O he entendido mal, o la resolución del Tribunal de Estrasburgo a favor de la ilegalización de Batasuna es, según Tertsch, un golpe frontal y mortal a la progresía. Me gustaría saber para empezar qué es la progresía, más allá del torpe asunto de la ceja con el que cierta prensa quiere hacer caballos para el trote de su próxima victoria. Mucha gente ha tenido y tiene, fuera y dentro de los medios y fuera y dentro de las artes, subvencionadas o no, las cejas en su sitio. Es decir, encima de su propia mirada. El uso indiscriminado de pueriles generalizaciones alrededor de la cultura, el periodismo, el arte o la ciudadanía, a alguno de entre nosotros, o al menos a mí, nos empieza a cansar un poco. El victimismo del que hacen gala quienes tienen una oportunidad al menos tan amplia como otros para expresar sus rencores o sus miedos o sus alarmas, y ojalá también sus razones, no me parece de recibo.

Si alguien comanda una corriente de opinión en un medio, y otro la contraria en otro medio, podría decirse que nadie tiene verdadero derecho para esconderse en el agravio de una mordaza que nadie le ha puesto.

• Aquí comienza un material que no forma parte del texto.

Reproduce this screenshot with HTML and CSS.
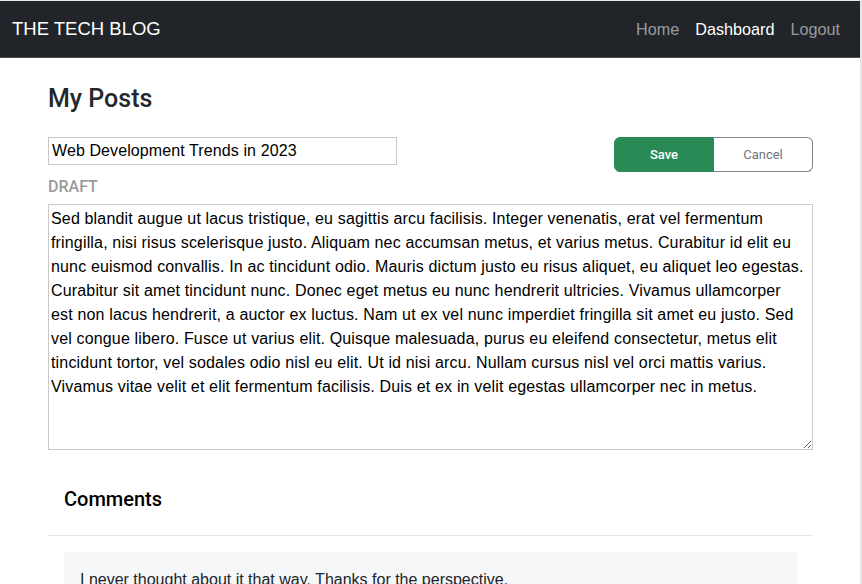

Se puede hablar bien o mal o regular de Aznar, de Zapatero o de la Santísima Trinidad, y allá cada uno con sus posiciones, pero no creo justo condenar toda opinión adversa a la condición de amenaza de lo propio.

No soy quién para decirle a un periodista con largo oficio dónde y cómo y cuándo expresar sus dudas y sus certezas, pero puedo al menos tener derecho a no ser pasto tangencial de sus trucos más baratos, a escapar de sus progresías y de sus cejas, pancartas o palanganas.

La ira, en un país que sujeta todavía y firmemente la libertad de prensa, no asegura una mordaza. El mercado y la empresa pueden empujar a un periodista hacia el centro o el margen de las batallas, pero ése es otro asunto.

A menudo se exige desde la prensa un fair play en la política al que no se compromete ni la prensa misma.

Al final del día, las fusiones y los traslados nos recolocan en otra posición donde nuestros egos y nuestras iras pueden, o no, tomar otro cuerpo. Los rigores del mercado nos amenazan a todos, y ésta es la verdad que más a menudo se calla entre la prensa.

En cualquier caso, y como vigilancia de nuestra propia integridad, no estaría de más empezar a matizar estas virulencias personales que pueden confundir a nuestros clientes.

Esos lectores que se acercan al periodismo para saber un poco más y no un poco menos.

Mientras nos gritamos en letra impresa o de viva voz, la mentira sigue viva, y la verdad depende aún de sus múltiples caras y de que la ira no lo pinte todo de un solo color, con un solo brochazo.